I think the best approach with 5G is to assume that each network slice will have its own “infrastructure layer” and domain network, separate from the main 5G Core resource network.  If all slices were truly ships in the night, then application of the layer-domain principles above should provide a pathway to securing each slice.  However, it seems certain that some elements of 5G software will have to coordinate across, and thus themselves cross, boundaries.

There is no doubt that virtualization of network features, to create a secure framework, must include practices to standardize and tightly control interactions among the software components.  The “standardize” part is particularly important, because the more latitude is offered in the way that software is introduced into a virtual framework, the more difficult it will be to determine whether the software is behaving properly.  “No boundaries” isn’t a formula for successful child care, and it’s not for successful virtualization either.

Logically speaking, all of the slices in 5G networks should interact with infrastructure via a virtualization/abstraction layer.  Given that, I think we should assume that such an abstraction layer would be advisable in all cases.  I don’t mean just “virtual machines” or “containers” here, but the ecosystem of tools and APIs that represent resources as they’d be expected to be used by consuming processes within a functional layer.  Similarly, each slice should contain a functional layer whose interactions with the 5G core functions (registration for example) are abstracted and presented by an API that is visible to the network operator as well as the slice operator—a NAT gateway or proxy.
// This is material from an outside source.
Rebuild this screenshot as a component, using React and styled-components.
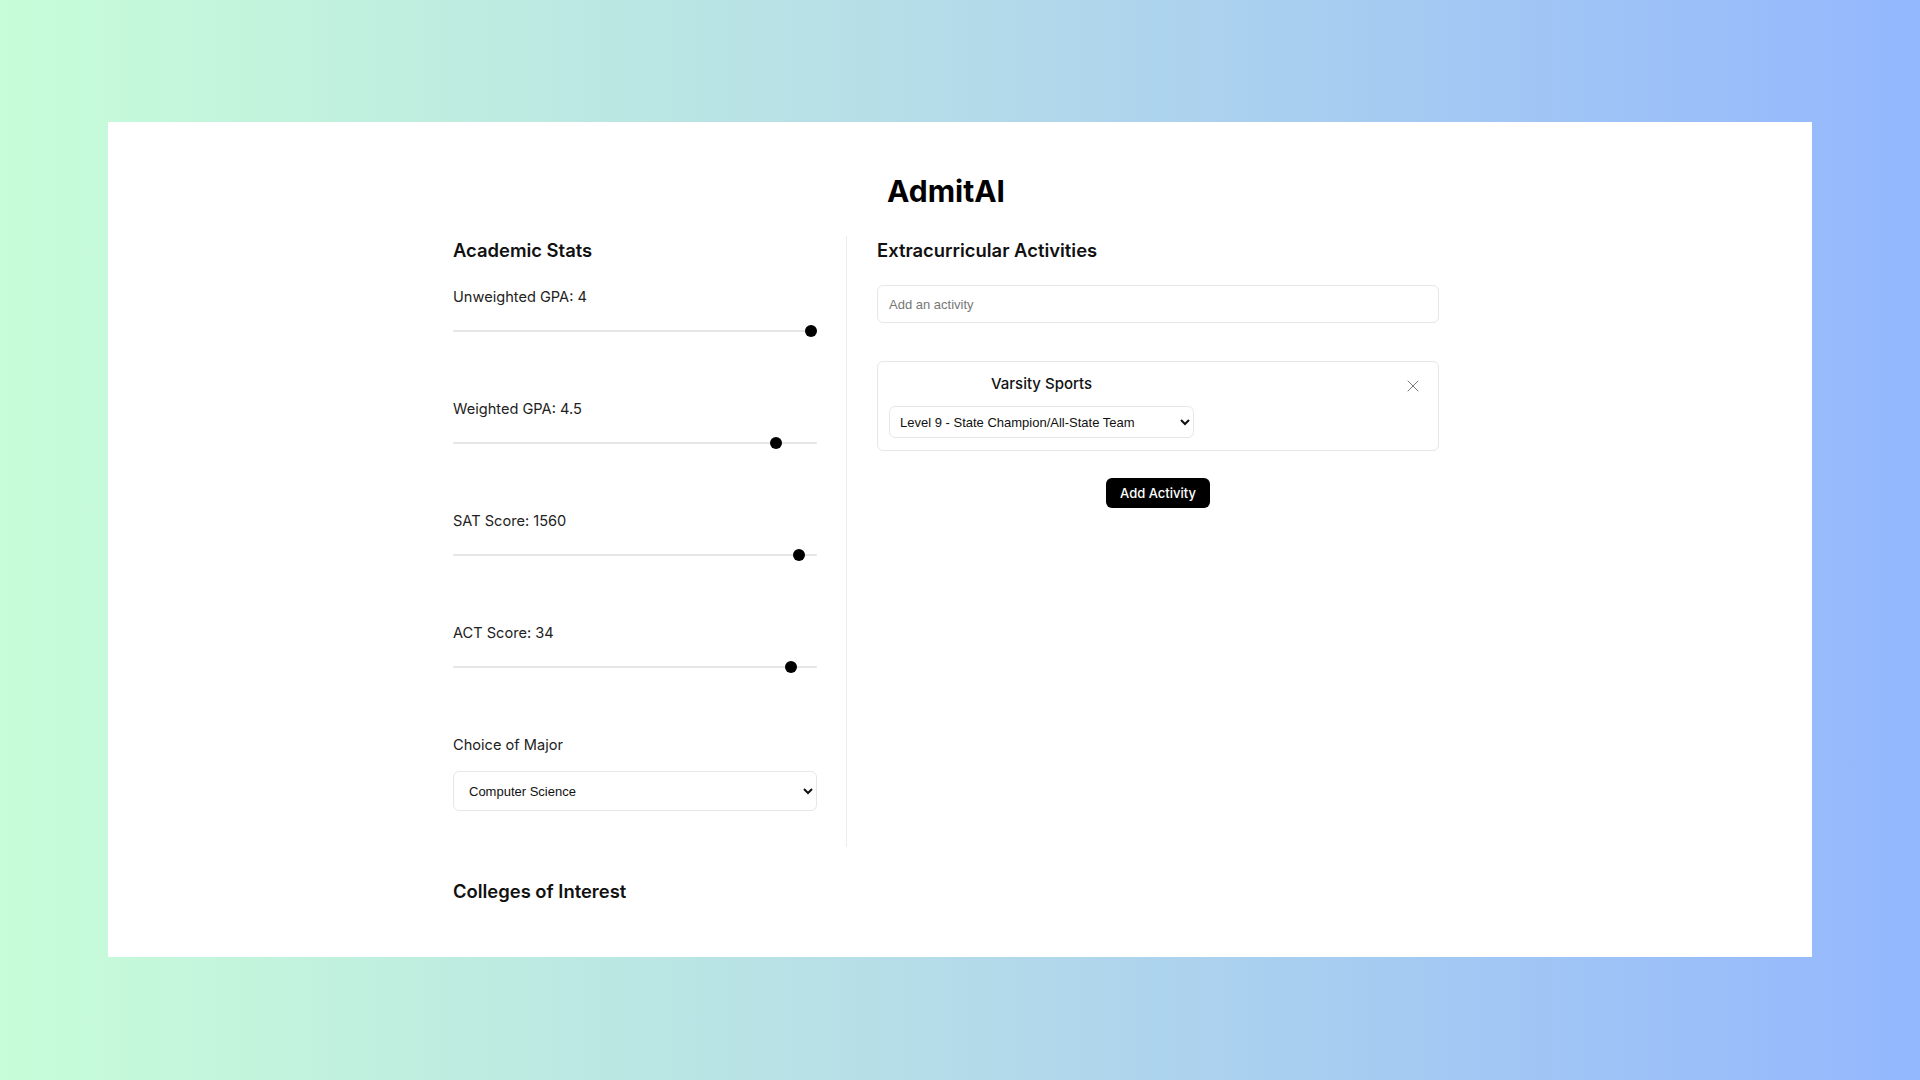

It may be that 5G, like so much in our modern world, risks being a victim to a form of virtualization pushed by standards bodies who aren’t able to do much beyond spelling the word.  We should have realized by now that when you promote virtual functionality in networking, you have to make sure you abstract everything that the virtual world touches.  A coupling to “real” stuff is inefficient, and in security and compliance terms it’s also very dangerous.